**** DATA EXCERPTS
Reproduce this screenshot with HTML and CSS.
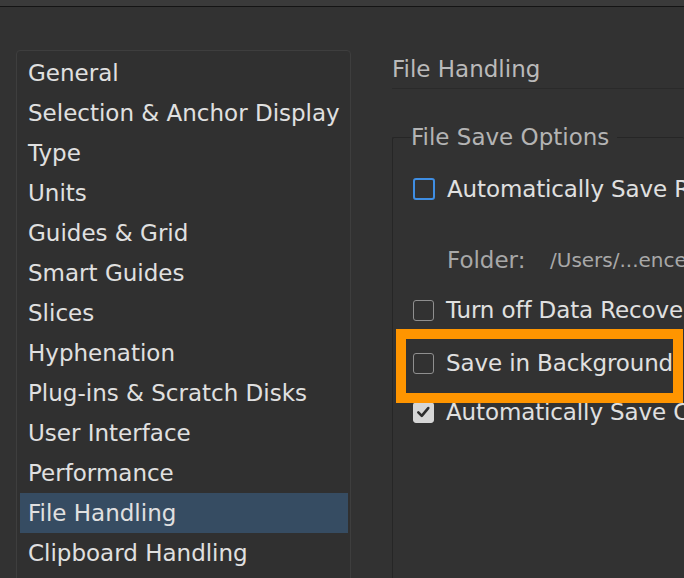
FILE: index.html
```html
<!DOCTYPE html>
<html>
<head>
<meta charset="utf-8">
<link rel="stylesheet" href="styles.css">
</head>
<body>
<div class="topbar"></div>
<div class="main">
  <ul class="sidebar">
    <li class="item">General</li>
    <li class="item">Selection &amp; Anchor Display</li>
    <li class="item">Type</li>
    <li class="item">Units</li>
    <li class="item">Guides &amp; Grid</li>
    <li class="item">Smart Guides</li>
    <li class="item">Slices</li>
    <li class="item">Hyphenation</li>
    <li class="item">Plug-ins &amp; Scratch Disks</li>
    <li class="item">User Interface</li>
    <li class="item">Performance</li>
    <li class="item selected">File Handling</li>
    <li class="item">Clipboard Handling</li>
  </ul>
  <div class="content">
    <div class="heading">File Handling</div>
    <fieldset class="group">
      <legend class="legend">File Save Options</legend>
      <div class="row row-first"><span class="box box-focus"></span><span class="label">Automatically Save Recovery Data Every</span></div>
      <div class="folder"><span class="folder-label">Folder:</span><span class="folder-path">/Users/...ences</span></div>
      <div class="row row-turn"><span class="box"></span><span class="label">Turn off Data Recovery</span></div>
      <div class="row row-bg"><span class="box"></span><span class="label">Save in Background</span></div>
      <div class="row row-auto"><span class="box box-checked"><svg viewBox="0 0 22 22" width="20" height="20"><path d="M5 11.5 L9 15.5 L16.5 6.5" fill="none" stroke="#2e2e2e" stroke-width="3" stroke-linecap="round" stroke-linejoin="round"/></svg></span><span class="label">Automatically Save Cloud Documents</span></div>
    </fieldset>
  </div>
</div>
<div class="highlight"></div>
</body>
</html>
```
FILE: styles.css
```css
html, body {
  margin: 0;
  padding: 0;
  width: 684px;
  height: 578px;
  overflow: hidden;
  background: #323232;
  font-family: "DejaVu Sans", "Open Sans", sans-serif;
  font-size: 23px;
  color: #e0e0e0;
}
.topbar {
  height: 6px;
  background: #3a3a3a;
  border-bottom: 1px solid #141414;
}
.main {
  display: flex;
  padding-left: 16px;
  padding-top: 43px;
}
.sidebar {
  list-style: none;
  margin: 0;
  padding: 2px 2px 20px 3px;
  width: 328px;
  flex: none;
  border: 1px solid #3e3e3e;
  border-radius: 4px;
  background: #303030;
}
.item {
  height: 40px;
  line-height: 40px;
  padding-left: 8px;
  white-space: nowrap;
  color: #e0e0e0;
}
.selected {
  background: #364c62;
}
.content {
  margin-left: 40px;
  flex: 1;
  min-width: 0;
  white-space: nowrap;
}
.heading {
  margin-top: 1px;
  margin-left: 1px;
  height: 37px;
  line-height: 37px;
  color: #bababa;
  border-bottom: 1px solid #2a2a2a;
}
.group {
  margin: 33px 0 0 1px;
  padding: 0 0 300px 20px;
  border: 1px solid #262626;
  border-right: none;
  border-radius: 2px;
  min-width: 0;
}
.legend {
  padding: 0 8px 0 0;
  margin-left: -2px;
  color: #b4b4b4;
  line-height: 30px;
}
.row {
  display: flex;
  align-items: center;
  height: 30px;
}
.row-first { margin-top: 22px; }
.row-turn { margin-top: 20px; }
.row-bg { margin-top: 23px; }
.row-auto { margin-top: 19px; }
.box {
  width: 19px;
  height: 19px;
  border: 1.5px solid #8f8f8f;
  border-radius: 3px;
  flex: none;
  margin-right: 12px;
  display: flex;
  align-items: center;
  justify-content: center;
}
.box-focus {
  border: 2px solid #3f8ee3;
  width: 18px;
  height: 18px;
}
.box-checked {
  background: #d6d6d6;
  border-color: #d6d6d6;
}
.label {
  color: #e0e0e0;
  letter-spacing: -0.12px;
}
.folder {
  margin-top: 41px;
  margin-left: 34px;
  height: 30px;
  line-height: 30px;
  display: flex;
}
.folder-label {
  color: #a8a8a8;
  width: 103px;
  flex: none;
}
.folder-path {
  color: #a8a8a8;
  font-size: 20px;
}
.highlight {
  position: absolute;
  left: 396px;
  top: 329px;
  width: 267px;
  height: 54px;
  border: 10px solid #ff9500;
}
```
********
**** DATA EXCERPTS
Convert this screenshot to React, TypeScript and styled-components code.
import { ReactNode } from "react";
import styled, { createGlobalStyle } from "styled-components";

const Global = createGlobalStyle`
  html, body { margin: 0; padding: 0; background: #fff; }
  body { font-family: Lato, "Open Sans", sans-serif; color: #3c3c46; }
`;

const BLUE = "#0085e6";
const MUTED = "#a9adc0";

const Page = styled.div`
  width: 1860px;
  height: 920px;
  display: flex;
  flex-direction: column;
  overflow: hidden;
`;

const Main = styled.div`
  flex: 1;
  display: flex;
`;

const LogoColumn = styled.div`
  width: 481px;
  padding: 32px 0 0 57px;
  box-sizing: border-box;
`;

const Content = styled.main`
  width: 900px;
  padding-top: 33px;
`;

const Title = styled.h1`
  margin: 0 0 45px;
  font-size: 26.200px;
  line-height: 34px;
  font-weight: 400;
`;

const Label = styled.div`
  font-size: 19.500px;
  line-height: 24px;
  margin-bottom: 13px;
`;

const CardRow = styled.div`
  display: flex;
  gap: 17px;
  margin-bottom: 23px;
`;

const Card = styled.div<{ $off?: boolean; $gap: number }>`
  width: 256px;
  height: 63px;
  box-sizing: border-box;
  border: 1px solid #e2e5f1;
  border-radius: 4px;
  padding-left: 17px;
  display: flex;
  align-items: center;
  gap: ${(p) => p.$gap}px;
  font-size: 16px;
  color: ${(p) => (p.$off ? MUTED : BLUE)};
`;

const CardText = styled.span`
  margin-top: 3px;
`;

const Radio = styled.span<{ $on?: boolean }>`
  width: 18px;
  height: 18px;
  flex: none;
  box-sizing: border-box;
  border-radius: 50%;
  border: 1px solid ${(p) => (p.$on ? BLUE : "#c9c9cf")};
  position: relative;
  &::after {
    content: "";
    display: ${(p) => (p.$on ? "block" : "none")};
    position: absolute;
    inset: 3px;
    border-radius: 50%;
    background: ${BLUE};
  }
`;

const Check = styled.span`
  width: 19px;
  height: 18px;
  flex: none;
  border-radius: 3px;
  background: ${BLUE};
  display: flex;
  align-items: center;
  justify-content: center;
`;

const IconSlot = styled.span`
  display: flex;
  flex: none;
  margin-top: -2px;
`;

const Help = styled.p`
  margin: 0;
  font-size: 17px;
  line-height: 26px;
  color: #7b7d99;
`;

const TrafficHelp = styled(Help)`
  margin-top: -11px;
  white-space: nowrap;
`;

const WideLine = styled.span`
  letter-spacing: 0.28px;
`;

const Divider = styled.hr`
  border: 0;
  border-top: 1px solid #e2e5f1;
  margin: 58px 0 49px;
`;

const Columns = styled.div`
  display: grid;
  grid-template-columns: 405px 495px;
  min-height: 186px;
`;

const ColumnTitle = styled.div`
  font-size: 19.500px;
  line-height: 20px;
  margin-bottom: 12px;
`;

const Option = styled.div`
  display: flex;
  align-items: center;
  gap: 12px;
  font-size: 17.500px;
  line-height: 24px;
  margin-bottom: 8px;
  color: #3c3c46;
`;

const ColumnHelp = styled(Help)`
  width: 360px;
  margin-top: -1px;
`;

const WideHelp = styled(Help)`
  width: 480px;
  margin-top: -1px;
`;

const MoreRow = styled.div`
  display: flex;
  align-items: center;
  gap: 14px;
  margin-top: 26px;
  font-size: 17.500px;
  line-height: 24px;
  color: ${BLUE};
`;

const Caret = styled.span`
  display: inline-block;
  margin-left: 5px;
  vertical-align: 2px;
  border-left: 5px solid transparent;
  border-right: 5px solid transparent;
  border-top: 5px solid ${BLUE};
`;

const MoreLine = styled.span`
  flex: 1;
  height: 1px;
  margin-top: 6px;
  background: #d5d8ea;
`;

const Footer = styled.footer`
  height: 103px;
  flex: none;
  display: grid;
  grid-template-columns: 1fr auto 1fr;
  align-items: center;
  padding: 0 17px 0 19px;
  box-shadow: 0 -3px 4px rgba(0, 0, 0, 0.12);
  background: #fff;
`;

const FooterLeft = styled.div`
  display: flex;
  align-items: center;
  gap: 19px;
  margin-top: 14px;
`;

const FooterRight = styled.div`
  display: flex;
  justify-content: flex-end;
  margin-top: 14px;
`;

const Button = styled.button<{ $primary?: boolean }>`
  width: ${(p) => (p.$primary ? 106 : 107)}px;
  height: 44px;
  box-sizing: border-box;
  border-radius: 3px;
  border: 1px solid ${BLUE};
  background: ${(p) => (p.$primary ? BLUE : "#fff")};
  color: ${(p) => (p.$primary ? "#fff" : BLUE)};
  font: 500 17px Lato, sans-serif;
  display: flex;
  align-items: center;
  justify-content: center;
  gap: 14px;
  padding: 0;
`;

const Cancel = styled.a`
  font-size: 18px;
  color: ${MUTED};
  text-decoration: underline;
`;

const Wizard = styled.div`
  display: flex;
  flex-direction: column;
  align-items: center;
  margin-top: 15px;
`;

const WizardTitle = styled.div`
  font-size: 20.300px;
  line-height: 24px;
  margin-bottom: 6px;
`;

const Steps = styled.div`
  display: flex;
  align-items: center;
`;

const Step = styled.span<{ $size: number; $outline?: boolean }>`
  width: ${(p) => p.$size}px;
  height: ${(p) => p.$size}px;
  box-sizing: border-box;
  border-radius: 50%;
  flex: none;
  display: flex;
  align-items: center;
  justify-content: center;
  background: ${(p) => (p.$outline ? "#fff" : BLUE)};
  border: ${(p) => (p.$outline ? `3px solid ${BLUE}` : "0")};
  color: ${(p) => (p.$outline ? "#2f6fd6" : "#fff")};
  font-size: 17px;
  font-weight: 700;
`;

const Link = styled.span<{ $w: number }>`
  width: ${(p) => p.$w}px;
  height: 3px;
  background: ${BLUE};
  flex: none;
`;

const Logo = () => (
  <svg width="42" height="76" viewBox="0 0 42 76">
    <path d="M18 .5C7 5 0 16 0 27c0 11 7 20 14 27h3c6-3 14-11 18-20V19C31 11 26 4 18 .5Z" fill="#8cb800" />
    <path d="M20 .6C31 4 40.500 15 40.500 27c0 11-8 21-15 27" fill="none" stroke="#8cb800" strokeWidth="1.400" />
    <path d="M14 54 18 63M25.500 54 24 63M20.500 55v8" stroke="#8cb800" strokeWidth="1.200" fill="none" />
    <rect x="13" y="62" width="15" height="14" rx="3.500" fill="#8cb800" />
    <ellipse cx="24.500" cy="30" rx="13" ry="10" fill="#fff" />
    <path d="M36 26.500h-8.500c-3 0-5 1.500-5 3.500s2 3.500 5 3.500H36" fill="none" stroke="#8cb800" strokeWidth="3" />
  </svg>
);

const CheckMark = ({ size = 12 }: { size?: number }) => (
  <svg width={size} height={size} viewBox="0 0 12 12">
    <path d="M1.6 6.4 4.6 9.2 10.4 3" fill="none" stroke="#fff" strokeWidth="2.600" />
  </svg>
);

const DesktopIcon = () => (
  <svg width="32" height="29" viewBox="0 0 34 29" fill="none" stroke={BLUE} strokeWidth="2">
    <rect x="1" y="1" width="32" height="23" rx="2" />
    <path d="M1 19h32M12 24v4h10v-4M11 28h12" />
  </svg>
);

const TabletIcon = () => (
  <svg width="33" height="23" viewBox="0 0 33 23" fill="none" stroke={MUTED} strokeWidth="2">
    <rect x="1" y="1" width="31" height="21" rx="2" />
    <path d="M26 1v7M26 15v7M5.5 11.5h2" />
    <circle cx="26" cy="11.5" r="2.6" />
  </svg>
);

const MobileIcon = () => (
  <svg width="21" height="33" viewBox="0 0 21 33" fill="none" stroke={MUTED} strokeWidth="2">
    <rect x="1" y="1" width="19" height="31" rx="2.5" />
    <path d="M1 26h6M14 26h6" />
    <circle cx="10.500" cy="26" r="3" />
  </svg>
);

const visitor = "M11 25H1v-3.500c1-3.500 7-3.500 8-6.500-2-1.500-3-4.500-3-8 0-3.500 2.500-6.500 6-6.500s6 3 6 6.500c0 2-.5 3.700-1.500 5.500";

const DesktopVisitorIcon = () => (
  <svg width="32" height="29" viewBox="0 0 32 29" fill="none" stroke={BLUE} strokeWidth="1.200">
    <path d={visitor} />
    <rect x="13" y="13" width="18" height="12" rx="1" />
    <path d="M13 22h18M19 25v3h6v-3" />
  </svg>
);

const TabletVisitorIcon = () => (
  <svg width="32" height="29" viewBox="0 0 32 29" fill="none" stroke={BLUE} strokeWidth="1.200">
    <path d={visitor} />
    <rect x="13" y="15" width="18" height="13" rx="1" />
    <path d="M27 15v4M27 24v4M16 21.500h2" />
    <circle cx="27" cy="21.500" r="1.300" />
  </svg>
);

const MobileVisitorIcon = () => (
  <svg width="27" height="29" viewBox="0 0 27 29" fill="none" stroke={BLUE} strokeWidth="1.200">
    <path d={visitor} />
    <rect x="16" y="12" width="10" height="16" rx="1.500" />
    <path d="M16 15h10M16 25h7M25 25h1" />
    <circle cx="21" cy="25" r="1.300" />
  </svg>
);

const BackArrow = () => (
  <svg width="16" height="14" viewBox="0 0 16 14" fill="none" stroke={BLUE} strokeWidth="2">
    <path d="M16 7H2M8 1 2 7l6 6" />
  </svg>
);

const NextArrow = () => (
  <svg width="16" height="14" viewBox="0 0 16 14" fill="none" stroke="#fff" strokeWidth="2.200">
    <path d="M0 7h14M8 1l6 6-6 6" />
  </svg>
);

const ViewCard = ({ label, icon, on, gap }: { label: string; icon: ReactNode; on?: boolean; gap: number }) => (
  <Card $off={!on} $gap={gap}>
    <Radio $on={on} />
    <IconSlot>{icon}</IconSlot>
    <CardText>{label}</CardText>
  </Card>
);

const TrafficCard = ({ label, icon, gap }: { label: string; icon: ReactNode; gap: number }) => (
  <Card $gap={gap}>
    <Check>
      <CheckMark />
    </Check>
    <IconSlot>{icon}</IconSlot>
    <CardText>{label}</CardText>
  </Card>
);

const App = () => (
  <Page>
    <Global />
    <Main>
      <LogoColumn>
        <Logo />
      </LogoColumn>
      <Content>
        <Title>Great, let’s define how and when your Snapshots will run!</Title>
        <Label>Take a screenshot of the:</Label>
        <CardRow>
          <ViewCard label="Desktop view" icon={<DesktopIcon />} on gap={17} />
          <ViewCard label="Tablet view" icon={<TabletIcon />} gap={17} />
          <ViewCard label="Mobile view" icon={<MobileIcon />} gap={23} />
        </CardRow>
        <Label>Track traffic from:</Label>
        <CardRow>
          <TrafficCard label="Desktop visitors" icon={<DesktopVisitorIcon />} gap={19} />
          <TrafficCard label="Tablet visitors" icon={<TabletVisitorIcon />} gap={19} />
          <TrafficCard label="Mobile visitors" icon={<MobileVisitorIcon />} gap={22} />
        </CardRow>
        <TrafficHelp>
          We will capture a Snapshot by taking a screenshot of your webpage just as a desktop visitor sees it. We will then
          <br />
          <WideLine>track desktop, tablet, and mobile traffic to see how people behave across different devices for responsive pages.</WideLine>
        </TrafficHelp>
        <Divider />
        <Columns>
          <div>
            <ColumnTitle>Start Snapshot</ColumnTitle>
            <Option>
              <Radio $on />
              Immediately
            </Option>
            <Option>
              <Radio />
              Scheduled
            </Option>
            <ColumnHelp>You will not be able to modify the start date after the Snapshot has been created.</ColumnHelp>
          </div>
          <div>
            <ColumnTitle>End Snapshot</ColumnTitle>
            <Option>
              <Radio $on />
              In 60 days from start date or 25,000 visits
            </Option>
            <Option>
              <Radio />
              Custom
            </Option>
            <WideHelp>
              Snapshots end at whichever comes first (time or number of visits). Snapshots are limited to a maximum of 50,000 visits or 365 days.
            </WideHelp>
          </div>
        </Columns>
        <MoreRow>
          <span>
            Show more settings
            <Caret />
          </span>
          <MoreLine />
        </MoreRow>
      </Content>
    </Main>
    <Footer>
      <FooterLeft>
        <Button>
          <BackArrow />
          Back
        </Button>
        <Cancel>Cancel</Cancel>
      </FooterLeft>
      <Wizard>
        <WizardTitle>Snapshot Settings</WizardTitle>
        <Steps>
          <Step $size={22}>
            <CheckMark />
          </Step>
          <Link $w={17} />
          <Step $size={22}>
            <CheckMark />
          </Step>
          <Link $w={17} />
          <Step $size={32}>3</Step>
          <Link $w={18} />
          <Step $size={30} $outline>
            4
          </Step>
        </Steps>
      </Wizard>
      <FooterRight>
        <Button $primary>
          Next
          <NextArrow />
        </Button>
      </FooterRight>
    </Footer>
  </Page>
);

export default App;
********
WHAT IS REQUIRED
Check each line of the records above for "components", and copy those that have it.

RESULT OF THE TASK
Convert this screenshot to React, TypeScript and styled-components code.
import styled, { createGlobalStyle } from "styled-components";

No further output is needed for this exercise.